Photo Credit: Courtesy of Ellentv.com
Bethenny Frankel is going through a very public divorce right now which, as she notes, is something that comes with the territory of being a reality TV star. But Frankel is also dealing with an unexpected side effect of dealing with the end of her relationship with husband Jason Hoppy in the public eye: She feels like she let down her fans.
"I feel like a bit of a disappointment to all of you and I feel like a failure," the 42-year-old admits to Ellen DeGeneres while doing her best to hold back tears. "Yeah, I feel like a failure. I really put it out there. I wanted the fairy tale, I thought I had it. [Two-year-old daughter] Bryn is my fairy tale."
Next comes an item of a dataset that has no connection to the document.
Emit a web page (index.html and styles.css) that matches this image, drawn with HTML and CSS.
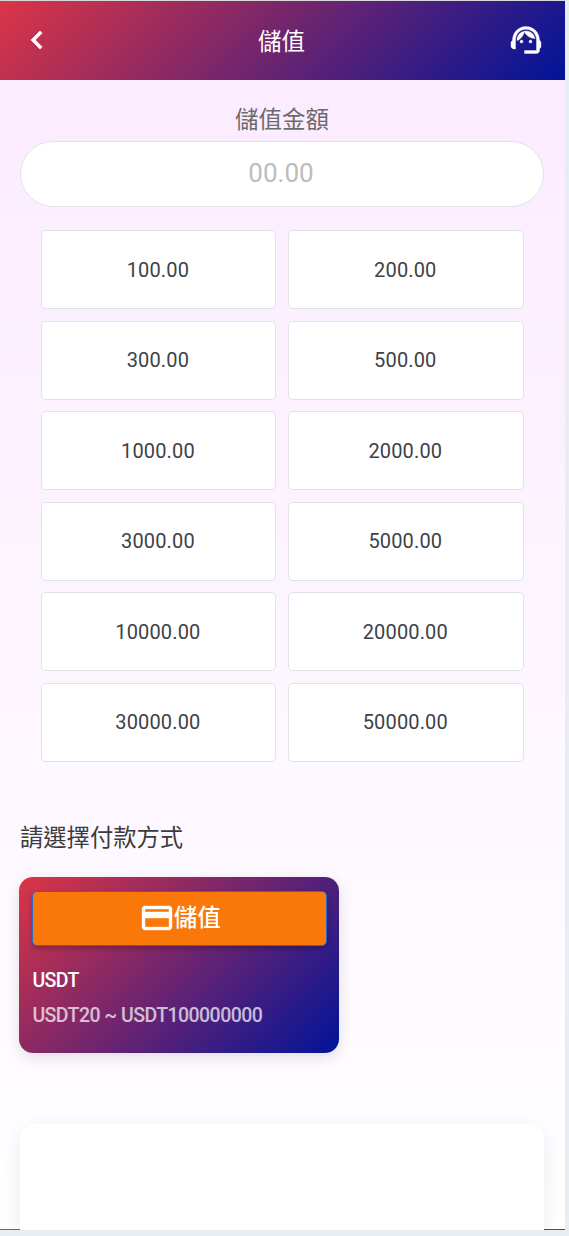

DeGeneres and her wife Portia de Rossi are both friends of Frankel and she has come to them privately to discuss her marriage problems. During their interview, DeGeneres holds up a stack of magazines that have Frankel on the cover and the former Real Housewives of New York City star admits that having all of her public and personal issues be out for the world to see seems a bit surreal right now.
"It's difficult," she says. "Do I want to be doing this exact thing right now? No, but I can't just only be on reality TV and show everything when it's a fairy princess fairy tale and then not take my hits when I have to. I mean, I've had sort of the best worst year ever."
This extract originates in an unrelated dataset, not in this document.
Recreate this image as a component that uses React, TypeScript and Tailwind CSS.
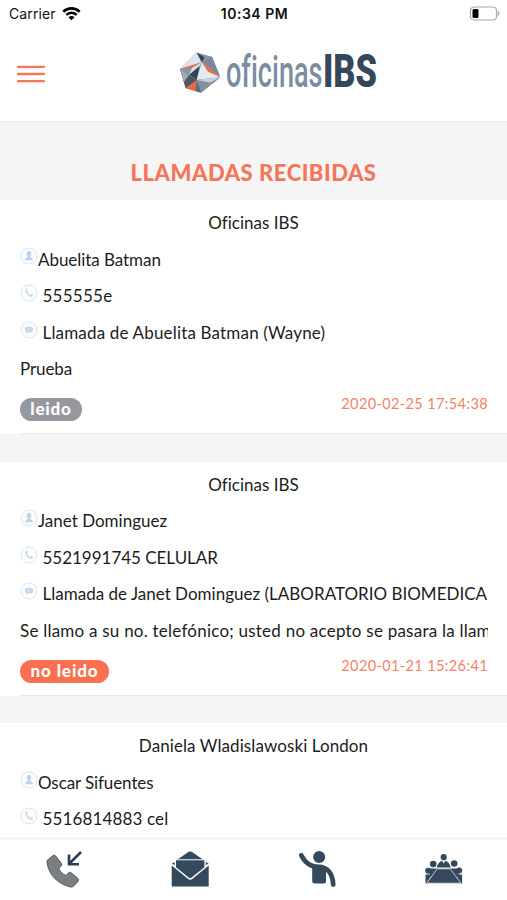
import type { ReactNode } from "react";

type Call = {
  office: string;
  name: string;
  nameClass: string;
  officeClass: string;
  phone: string;
  phoneClass: string;
  subject?: string;
  subjectClass?: string;
  message?: string;
  messageClass?: string;
  read?: boolean;
  date?: string;
};

const calls: Call[] = [
  {
    office: "Oficinas IBS",
    officeClass: "tracking-[0.01px]",
    name: "Abuelita Batman",
    nameClass: "tracking-[-0.05px]",
    phone: "555555e",
    phoneClass: "tracking-[0.25px]",
    subject: "Llamada de Abuelita Batman (Wayne)",
    subjectClass: "tracking-[0.17px]",
    message: "Prueba",
    messageClass: "tracking-[-0.1px]",
    read: true,
    date: "2020-02-25 17:54:38",
  },
  {
    office: "Oficinas IBS",
    officeClass: "tracking-[0.01px]",
    name: "Janet Dominguez",
    nameClass: "tracking-[0px]",
    phone: "5521991745 CELULAR",
    phoneClass: "tracking-[-0.02px]",
    subject: "Llamada de Janet Dominguez (LABORATORIO BIOMEDICA",
    subjectClass: "tracking-[0.01px]",
    message: "Se llamo a su no. telefónico; usted no acepto se pasara la llamada",
    messageClass: "tracking-[0.23px]",
    read: false,
    date: "2020-01-21 15:26:41",
  },
  {
    office: "Daniela Wladislawoski London",
    officeClass: "tracking-[0.09px]",
    name: "Oscar Sifuentes",
    nameClass: "tracking-[-0.1px]",
    phone: "5516814883 cel",
    phoneClass: "tracking-[0.14px]",
  },
];

function StatusBar() {
  return (
    <div className="grid h-[27px] grid-cols-3 items-center pr-[7px] pl-[9px] font-['Inter',sans-serif] text-[14px] text-[#111]">
      <div className="flex items-center gap-[6px]">
        <span className="tracking-[0.1px]">Carrier</span>
        <svg width="19" height="14" viewBox="0 0 19 14" fill="none">
          <path d="M1.3 4.7 C6 0.2 13 0.2 17.7 4.7" stroke="#000" strokeWidth="2.6" />
          <path d="M4.3 7.9 C7.3 5 11.7 5 14.7 7.9" stroke="#000" strokeWidth="2.4" />
          <path d="M6.5 10.2 C8.3 8.6 10.7 8.6 12.5 10.2 L9.5 13.3 Z" fill="#000" />
        </svg>
      </div>
      <span className="text-center font-semibold tracking-[0.5px] whitespace-nowrap">10:34 PM</span>
      <svg className="justify-self-end" width="31" height="15" viewBox="0 0 31 15">
        <rect x="1.5" y="1" width="26" height="13" rx="3.6" fill="#fff" stroke="#a5a5a5" strokeWidth="1.2" />
        <rect x="3.5" y="3" width="6" height="9" rx="1.6" fill="#000" />
        <path d="M28.8 5 C31 6 31 9 28.8 10 Z" fill="#a5a5a5" />
      </svg>
    </div>
  );
}

function Logo() {
  return (
    <svg
      width="206"
      height="64"
      viewBox="178 41 206 64"
      className="font-['Roboto',sans-serif] [font-variant-ligatures:none]"
    >
      <polygon points="196.7,52.5 212,56.7 220.3,77.3 201,92.8 185.7,88.3 180,69" fill="#8793a1" />
      <polygon points="196.7,52.5 180,69 201.7,62.3" fill="#dbe5ee" />
      <polygon points="196.7,52.5 204.5,57.5 201.7,62.3" fill="#35424f" />
      <polygon points="212,56.7 201.7,62.3 220.3,77.3" fill="#7c8896" />
      <polygon points="180,69 201.7,62.3 192,67.8" fill="#f2663f" />
      <polygon points="180,69 192,67.8 189,75" fill="#8b96a3" />
      <polygon points="201.7,62.3 192,67.8 189,75 194,75" fill="#d3dee8" />
      <polygon points="199.5,66 189.5,74.5 196.7,80" fill="#35424f" />
      <polygon points="180,69 196.7,80 185.7,88.3" fill="#4a5766" />
      <polygon points="180,69 189,75 184,82" fill="#a0abb7" />
      <polygon points="201.7,62.3 220.3,77.3 196.7,80" fill="#e3ebf2" />
      <polygon points="201.7,62.3 220.3,77.3 208,71.8" fill="#f2663f" />
      <polygon points="196.7,80 220.3,77.3 201,92.8" fill="#8290a0" />
      <polygon points="196.7,80 220.3,77.3 210,82.5" fill="#c9d3dd" />
      <polygon points="196.7,80 185.7,88.3 195.5,91" fill="#f2663f" />
      <polygon points="196.7,80 201,92.8 195.5,91" fill="#5d6b7a" />
      <text x="226" y="87" fontSize="44.5" fontWeight="500" fill="#7b8ca3" textLength="96.5" lengthAdjust="spacingAndGlyphs">
        oficinas
      </text>
      <text x="323" y="87" fontSize="46" fontWeight="900" fill="#35475a" textLength="54" lengthAdjust="spacingAndGlyphs">
        IBS
      </text>
    </svg>
  );
}

function RoundIcon({ children }: { children: ReactNode }) {
  return (
    <svg className="mb-[7px] shrink-0" width="18" height="18" viewBox="0 0 18 18">
      <circle cx="9" cy="9" r="8" fill="#fbfdff" stroke="#d9e7f3" strokeWidth="1" />
      {children}
    </svg>
  );
}

function PersonIcon() {
  return (
    <RoundIcon>
      <ellipse cx="9" cy="6.8" rx="2.3" ry="2.8" fill="#bfd3e7" />
      <path d="M5 13.3 C5 11 6.6 10.7 7.8 10 V8 H10.2 V10 C11.4 10.7 13 11 13 13.3 Z" fill="#bfd3e7" />
    </RoundIcon>
  );
}

function PhoneIcon() {
  return (
    <RoundIcon>
      <path d="M5.6 5 C6.6 4 7.3 5.1 7.8 6.3 L7.2 7.5 C7.8 9.1 8.8 10.1 10.3 10.7 L11.5 10.1 C13 10.8 13.6 11.4 12.6 12.4 C9.5 14 4.2 8.8 5.6 5 Z" fill="#c9d8e8" />
    </RoundIcon>
  );
}

function MessageIcon() {
  return (
    <RoundIcon>
      <path d="M7 5.7 H11 Q13 5.7 13 7.7 V9.3 Q13 11.3 11 11.3 H8.6 L6.6 12.6 V11.3 Q5 11 5 9.3 V7.7 Q5 5.7 7 5.7 Z" fill="#c3d5e8" />
      <path d="M6.7 7.8 H11.3 M6.7 9.4 H11.3" stroke="#dfeaf5" strokeWidth="0.7" />
    </RoundIcon>
  );
}

function CallCard({ call }: { call: Call }) {
  return (
    <section className="mb-[27.6px] h-[234px] shrink-0 bg-white pt-[5px] text-[17px] leading-[36.6px] whitespace-nowrap text-[#1c1c1c]">
      <div className={`text-center ${call.officeClass}`}>{call.office}</div>
      <div className="ml-5 flex h-[36.6px] items-center">
        <PersonIcon />
        <span className={call.nameClass}>{call.name}</span>
      </div>
      <div className="ml-5 flex h-[36.6px] items-center gap-[4.5px]">
        <PhoneIcon />
        <span className={call.phoneClass}>{call.phone}</span>
      </div>
      {call.date && (
        <>
          <div className="mr-[19px] ml-5 flex h-[36.6px] items-center gap-[4.5px]">
            <MessageIcon />
            <span className={call.subjectClass}>{call.subject}</span>
          </div>
          <div className={`mr-[19px] ml-5 h-[36.6px] overflow-hidden ${call.messageClass}`}>{call.message}</div>
          <div className="ml-5 flex h-[46px] items-start justify-between border-b border-[#e9e9e9] pr-[19px]">
            {call.read ? (
              <span className="mt-[10px] h-[23px] w-[62px] rounded-full bg-[#97979f] text-center text-[17px] leading-[22px] font-black tracking-[0.8px] text-white">
                leido
              </span>
            ) : (
              <span className="mt-[10px] h-[23px] w-[89px] rounded-full bg-[#f8704f] text-center text-[17px] leading-[22px] font-black tracking-[0.9px] text-white">
                no leido
              </span>
            )}
            <span className="mt-[5px] text-[14.5px] leading-[22px] tracking-[0.38px] text-[#f67f66]">{call.date}</span>
          </div>
        </>
      )}
    </section>
  );
}

function TabBar() {
  return (
    <nav className="grid h-[63px] shrink-0 grid-cols-4 items-start justify-items-center border-t-[3px] border-[#f5f5f5] bg-white pt-[9px]">
      {/* Llamadas */}
      <svg width="40" height="42" viewBox="43 849 40 42">
        <path d="M47.5 860 L53 855.5 Q54.5 854.5 55.7 856 L61.5 863.5 Q62.5 865 61 866.3 L58.7 868 C60 871.5 62.5 874 66 875.5 L68.3 873 Q69.5 871.7 71 872.7 L78 878.5 Q79.3 879.7 78 881.3 L73.5 886.3 Q72.5 887.3 70.5 887 C58 884 49 875.5 47 862.5 Q46.7 861 47.5 860 Z" fill="#7c7f81" stroke="#47515a" strokeWidth="0.9" />
        <path d="M81 852 L69.5 863.5 M69 854.5 V864.3 H79" fill="none" stroke="#2c3e55" strokeWidth="2.6" />
      </svg>
      {/* Mensajes */}
      <svg width="40" height="42" viewBox="170.3 849 40 42">
        <g fill="#34495e">
          <path d="M178.5 859 L189 851.8 Q190.5 851 192 851.8 L202.5 859 Z" />
          <path d="M176.3 860.3 H204.7 V867.3 L192 877.6 Q190.5 878.6 189 877.6 L176.3 867.3 Z" />
          <path d="M175 862 V865 L172 863.7 Z M206 862 V865 L209 863.7 Z" />
          <path d="M172 865.5 L188.5 879 Q190.5 880.3 192.5 879 L209 865.5 V886.5 H172 Z" />
        </g>
        <path d="M177 859.6 H204" stroke="#a5bdd2" strokeWidth="0.8" />
      </svg>
      {/* Recepcion */}
      <svg width="40" height="42" viewBox="297.3 849 40 42">
        <circle cx="319.5" cy="857" r="6" fill="#34495e" />
        <path d="M301.7 855.5 C305 862 310 867 319 867 C328 867 333 874 333.5 884.5" fill="none" stroke="#34495e" strokeWidth="4.8" strokeLinecap="round" />
        <path d="M312.5 865 H323 L326.3 869 V881 Q326.3 883.5 323.8 883.5 H315 Q312.5 883.5 312.5 881 Z" fill="#34495e" />
      </svg>
      {/* Salas */}
      <svg width="40" height="42" viewBox="423.8 849 40 42">
        <g fill="#34495e">
          <circle cx="443.5" cy="857.2" r="3.1" />
          <path d="M436.5 867.5 Q438 861.5 442 861 L443.5 863.5 L445 861 Q449 861.5 450.5 867.5 Z" />
          <circle cx="433" cy="864" r="3.3" />
          <circle cx="454" cy="863.5" r="3.3" />
          <path d="M428.5 868.5 H438 L432 877 H430 Z M459 868.5 H449 L455 877 H458 Z" />
          <circle cx="428" cy="870.8" r="3" />
          <circle cx="459" cy="870.5" r="3" />
          <path d="M425.3 874.5 H431.5 L427 883.5 H425.3 Z M461.9 874.5 H455.5 L460 883.5 H461.9 Z" />
        </g>
        <path d="M437 868.8 H450 L460.8 883.2 H426.5 Z" fill="#34495e" stroke="#dce5ec" strokeWidth="0.8" />
      </svg>
    </nav>
  );
}

export default function App() {
  return (
    <div className="flex h-[900px] w-[507px] flex-col overflow-hidden bg-[#f5f5f5] font-['Lato',sans-serif]">
      <header className="h-[122px] shrink-0 border-b border-[#ececec] bg-white">
        <StatusBar />
        <div className="flex h-[92px] items-center pl-[17px]">
          <svg className="mt-[2px]" width="28" height="20" viewBox="0 0 28 20">
            <path d="M1 2.8 H27 M1 10 H27 M1 17.2 H27" stroke="#f8765a" strokeWidth="2.3" strokeLinecap="round" />
          </svg>
          <div className="ml-[133px]">
            <Logo />
          </div>
        </div>
      </header>
      <main className="flex min-h-0 flex-1 flex-col overflow-hidden">
        <h1 className="h-[78px] shrink-0 pt-[38px] text-center text-[22px] leading-[26px] font-black tracking-[0.52px] text-[#f5755a]">
          LLAMADAS RECIBIDAS
        </h1>
        {calls.map((call) => (
          <CallCard key={call.office + call.name} call={call} />
        ))}
      </main>
      <TabBar />
    </div>
  );
}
Frankel is looking forward to being able to discuss these issues on her talk show Bethenny, and while she says that some people might take that as a publicity stunt, she's only using that medium to reach out to those who look at her as a role model. Frankel recalls a letter someone sent her where they said her divorce made them not believe in love, and the Bethenny Ever After star says she doesn't want that to be the lesson people take away.
"Love is everywhere," Frankel says, though she adds of her divorce, "This is excruciating, I have to say."
As for the decision to go public with the split from Hoppy, Frankel adds, "I wanted to rip the bandaid off so this could heal. This will obviously be better. I'm scared of the unknown future. ... It's about what I do next, how I handle myself now, with grace, with dignity. This is the time now that matters."